L´ardoise est aujourd'hui le matériau de couverture prédominant. Cependant, la présence d´autres matériaux, comme la tuile plate, la lauze de grès chevillées ou en tas-de-charge ou encore la tuile industrielle, indique que cela n´a pas toujours été le cas (cf. fig. 14 et 15). Cependant, nous n´avons aucune certitude sur le matériau de couverture d´origine des maisons et des manoirs puisque beaucoup ont été refaites. Néanmoins, il est probable qu´à l´origine l´ardoise et la lauze de grès, notamment pour les couvertures des tours d´escalier étaient largement utilisées (cf. fig. 16). L´utilisation de l´ardoise était facilitée par la présence des carrières voisines de Travassac et d´Allassac. Au 19e siècle, l´ardoise a peu à peu été remplacée par la tuile plate puis par la tuile mécanique sans que la lauze de grès ne disparaisse totalement. Depuis le milieu du 20e siècle, la tuile mécanique n´est plus autorisée lors des réfections de couverture afin de favoriser la réintroduction progressive de l´ardoise qu´elle provienne des ardoisières de Corrèze ou des régions voisines. L´ardoisière de Travassac, en déclin depuis la seconde guerre mondiale, renoue avec le développement à partir de 1989. Quant à l´ardoisière d´Allassac, après un arrêt d´activité en 1976, elle est rouverte en 2002. L´utilisation des ardoises taillées en forme d´écaille ou bien en forme géométrique (cf. fig. 17) est largement répandue dans les maisons et manoirs où les commanditaires n´ont pas hésité à user de ses qualités techniques et esthétiques.

2. STRUCTURES

2.1 PLAN

La majorité des maisons et manoirs présente un plan rectangulaire régulier qui a parfois, au cours des siècles, évolué vers un plan en L. En effet, lorsque, au 18 siècle, les logis sont augmentés ou recomposés, il n´est pas rare que le choix se soit porté sur l´adjonction d´une aile en retour d´équerre (cf. fig. 18). Seules les maisons les plus anciennes, implantées dans le centre-bourg, sur des parcelles en lanière, n´ont pas connu cette évolution.

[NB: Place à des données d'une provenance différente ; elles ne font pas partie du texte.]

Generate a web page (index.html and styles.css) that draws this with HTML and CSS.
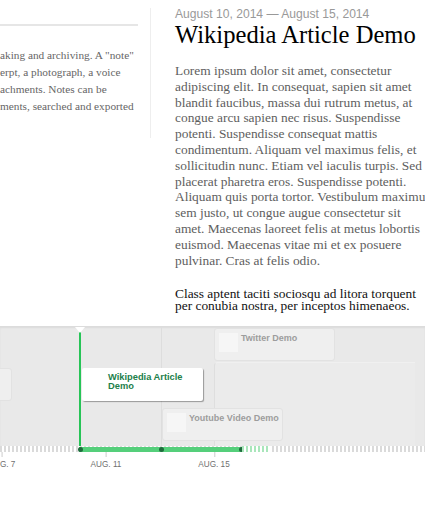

Cette mutation du plan général du bâti ne s´est pas limitée aux frontières de la commune puisqu´elle a été également constatée sur la commune voisine de Ligneyrac et il est probable que cette pratique était répandue sur l´ensemble du territoire de la basse Corrèze.

2.2. COMPOSITION ET TRAITEMENT DES FAÇADES.

Les maisons présentant des façades à travées sont peu nombreuses (14% des maisons et 28% des manoirs). Elles résultent d´ailleurs, le plus souvent, des remaniements réalisés au 18e siècle (cf. fig. 19). C´est également à cette époque qu´au moins deux maisons en rez-de-chaussée surélevé, situées dans le bourg de Collonges-la-Rouge, ont été transformées en maisons à étage : l´escalier de distribution extérieur devenant suite à la recomposition de la façade un escalier de distribution intérieur (cf. fig. 20). Cette transformation est également perceptible dans certains logis de ferme (cf. Dossier collectif, "Les fermes et les Domaines" n°IA19000364).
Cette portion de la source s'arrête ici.